I have a hard time accepting that some of those are what trips people. That a something called “file” is in one place (device or particular location) seems more readily understandable than an ethereal thing that’s (sometimes, to some degree, at some resolution) ubiquitous.

The format topic is also something that I see causing frustration, but it is not complicated to understand, as long as someone is familiar with the concept of incompatibility (screwdrivers, human languages, etc.)

In my opinion at this day and age is more an issue of “never needed to learn / cared to” than that of “it is difficult to learn”.

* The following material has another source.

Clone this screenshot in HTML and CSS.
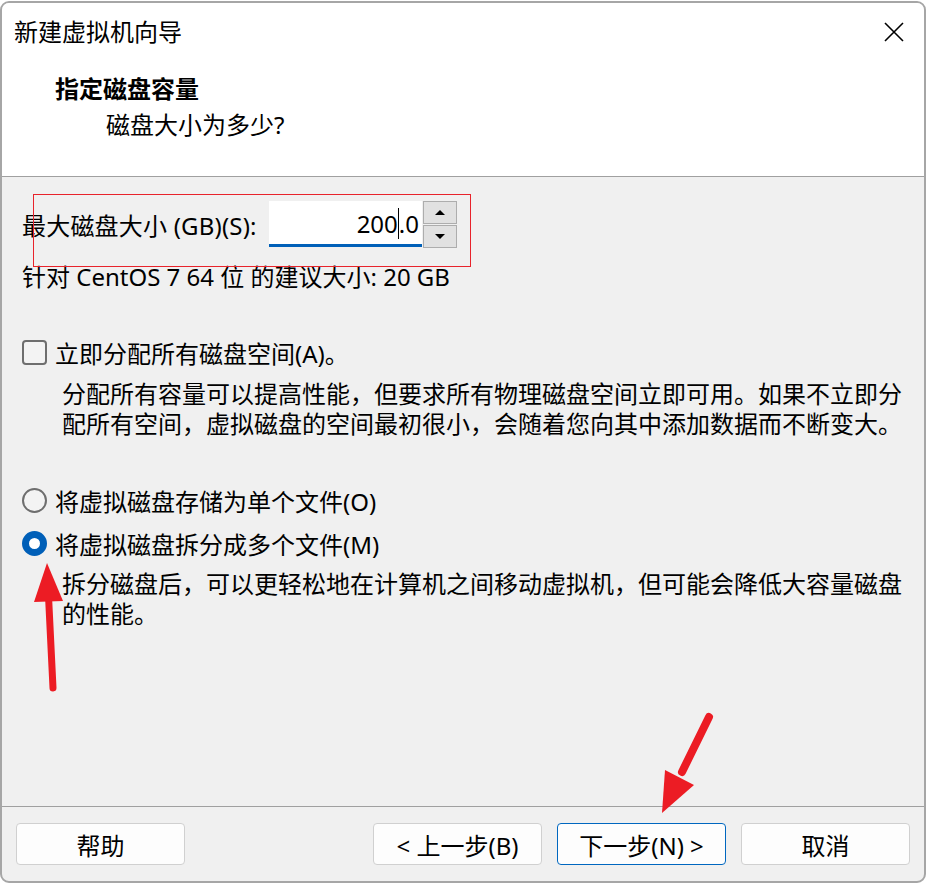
FILE: index.html
```html
<!DOCTYPE html>
<html lang="zh-CN">
<head>
    <meta charset="UTF-8">
    <title>新建虚拟机向导</title>
    <link rel="stylesheet" href="styles.css">
</head>
<body>
    <div class="window">
        <div class="title-bar">
            <span class="title">新建虚拟机向导</span>
            <svg class="close" width="20" height="20" viewBox="0 0 20 20">
                <path d="M1 1 L19 19 M19 1 L1 19" stroke="#000" stroke-width="1.6" fill="none"/>
            </svg>
        </div>

        <div class="header">
            <div class="header-title">指定磁盘容量</div>
            <div class="header-sub">磁盘大小为多少?</div>
        </div>

        <div class="content">
            <div class="size-row">
                <label for="diskSize">最大磁盘大小 (GB)(S):</label>
                <div class="spin">
                    <div class="spin-input"><span>200</span><span class="caret"></span><span>.0</span></div>
                    <div class="spin-buttons">
                        <div class="spin-btn"><span class="tri-up"></span></div>
                        <div class="spin-btn"><span class="tri-down"></span></div>
                    </div>
                </div>
            </div>
            <div class="hint">针对 CentOS 7 64 位 的建议大小: 20 GB</div>

            <div class="option check-row">
                <span class="checkbox"></span>
                <span>立即分配所有磁盘空间(A)。</span>
            </div>
            <div class="desc desc-alloc">分配所有容量可以提高性能，但要求所有物理磁盘空间立即可用。如果不立即分<br>配所有空间，虚拟磁盘的空间最初很小，会随着您向其中添加数据而不断变大。</div>

            <div class="option radio-one">
                <span class="radio"></span>
                <span>将虚拟磁盘存储为单个文件(O)</span>
            </div>
            <div class="option radio-two">
                <span class="radio checked"></span>
                <span>将虚拟磁盘拆分成多个文件(M)</span>
            </div>
            <div class="desc desc-split">拆分磁盘后，可以更轻松地在计算机之间移动虚拟机，但可能会降低大容量磁盘<br>的性能。</div>
        </div>

        <div class="footer">
            <button type="button" class="btn">帮助</button>
            <div class="nav-buttons">
                <button type="button" class="btn">&lt; 上一步(B)</button>
                <button type="button" class="btn btn-default">下一步(N) &gt;</button>
                <button type="button" class="btn">取消</button>
            </div>
        </div>
    </div>

    <!-- red annotations drawn over the screenshot -->
    <svg class="marks" width="927" height="884" viewBox="0 0 927 884">
        <rect x="33.5" y="194.5" width="437" height="72" fill="none" stroke="#e8232b" stroke-width="1"/>
        <line x1="53" y1="688" x2="48.5" y2="596" stroke="#ec1c24" stroke-width="7" stroke-linecap="round"/>
        <polygon points="47,563 34,602 63,601" fill="#ec1c24"/>
        <line x1="709" y1="717" x2="682" y2="772" stroke="#ec1c24" stroke-width="8" stroke-linecap="round"/>
        <polygon points="662,813 665,770 694,785" fill="#ec1c24"/>
    </svg>
</body>
</html>
```

FILE: styles.css
```css
* {
    box-sizing: border-box;
}
body {
    margin: 0;
    background-color: #ffffff;
    font-family: "Noto Sans", "Noto Sans CJK SC", sans-serif;
    font-size: 24px;
    color: #000;
}
.window {
    width: 926px;
    height: 882px;
    margin-top: 1px;
    border: 2px solid #a6a6a6;
    border-radius: 9px;
    overflow: hidden;
    display: flex;
    flex-direction: column;
    background-color: #f0f0f0;
}
.title-bar {
    height: 58px;
    flex: none;
    background-color: #fff;
    display: flex;
    align-items: center;
    justify-content: space-between;
    padding-left: 12px;
    padding-right: 20px;
}
.title {
    line-height: 32px;
}
.header {
    height: 116px;
    flex: none;
    background-color: #fff;
    border-bottom: 1px solid #a0a0a0;
    padding-top: 12px;
    padding-left: 53px;
}
.header-title {
    font-weight: bold;
    line-height: 32px;
}
.header-sub {
    line-height: 32px;
    margin-top: 4px;
    margin-left: 51px;
}
.content {
    flex: 1;
    padding-left: 20px;
    border-bottom: 1px solid #a0a0a0;
}
.size-row {
    display: flex;
    align-items: center;
    height: 46px;
    margin-top: 24px;
}
.size-row label {
    width: 247px;
    letter-spacing: 0.2px;
}
.spin {
    display: flex;
    height: 47px;
}
.spin-input {
    width: 153px;
    height: 46px;
    background-color: #fff;
    border-bottom: 3px solid #0060b8;
    display: flex;
    justify-content: flex-end;
    align-items: center;
    padding-right: 3px;
    padding-top: 2px;
}
.caret {
    display: inline-block;
    width: 1px;
    height: 31px;
    background-color: #000;
}
.spin-buttons {
    display: flex;
    flex-direction: column;
    gap: 1px;
    margin-left: 1px;
}
.spin-btn {
    width: 34px;
    height: 23px;
    background-color: #e1e1e1;
    border: 1px solid #adadad;
    display: flex;
    align-items: center;
    justify-content: center;
}
.tri-up {
    border-left: 5px solid transparent;
    border-right: 5px solid transparent;
    border-bottom: 5px solid #000;
}
.tri-down {
    border-left: 5px solid transparent;
    border-right: 5px solid transparent;
    border-top: 5px solid #000;
}
.hint {
    line-height: 30px;
    margin-top: 15px;
}
.option {
    display: flex;
    align-items: center;
    gap: 8px;
    height: 30px;
}
.check-row {
    margin-top: 45px;
}
.radio-one {
    margin-top: 46px;
}
.radio-two {
    margin-top: 13px;
}
.checkbox {
    width: 25px;
    height: 25px;
    border: 2px solid #6e6e6e;
    border-radius: 4px;
    background-color: #f3f3f3;
}
.radio {
    width: 25px;
    height: 25px;
    border: 2px solid #6e6e6e;
    border-radius: 50%;
    background-color: #f3f3f3;
}
.radio.checked {
    border: 7px solid #005fb8;
    background-color: #fff;
}
.desc {
    margin-left: 40px;
    line-height: 30px;
}
.desc-alloc {
    margin-top: 12px;
}
.desc-split {
    margin-top: 11px;
}
.footer {
    height: 74px;
    flex: none;
    display: flex;
    justify-content: space-between;
    padding: 16px 14px 0 14px;
}
.nav-buttons {
    display: flex;
    gap: 15px;
}
.btn {
    width: 169px;
    height: 42px;
    background-color: #fdfdfd;
    border: 1px solid #d0d0d0;
    border-radius: 4px;
    font-family: inherit;
    font-size: 24px;
    color: #000;
    padding: 0;
}
.btn-default {
    border-color: #0067c0;
}
.marks {
    position: absolute;
    left: 0;
    top: 0;
    pointer-events: none;
}
```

Okay, I'm going to take a hard disagree on this point. Apple's "abstraction" for viewing files is really not that deep. If you open the Photos app, you are looking at a bunch of files. Garageband showing it's saves, iMovie showing it's projects, iCloud showing it's folders, none of it is a particularly "simplified" view of things. At best, it's rehashing the MIME type filtering mechanism most mainstream OSes have used since the 90s. You really cannot argue that iOS is some different breed of computer when ultimately it's just creating a custom wrapper around things people readily understand.
I didn’t say that iOS is some different breed of computer, I said that it doesn’t present a lot of the complexity. Of course it’s all files underneath but the point is that they are usually presented in a way that doesn’t leave the user thinking of them as “files” as an abstract concept. People browsing through the Photos app aren’t really thinking about file names, whether it’s a JPEG or some other format, what folders they’re in etc. The “abstraction” doesn’t need to be deep to be effective.
I have NO idea what a home directory is.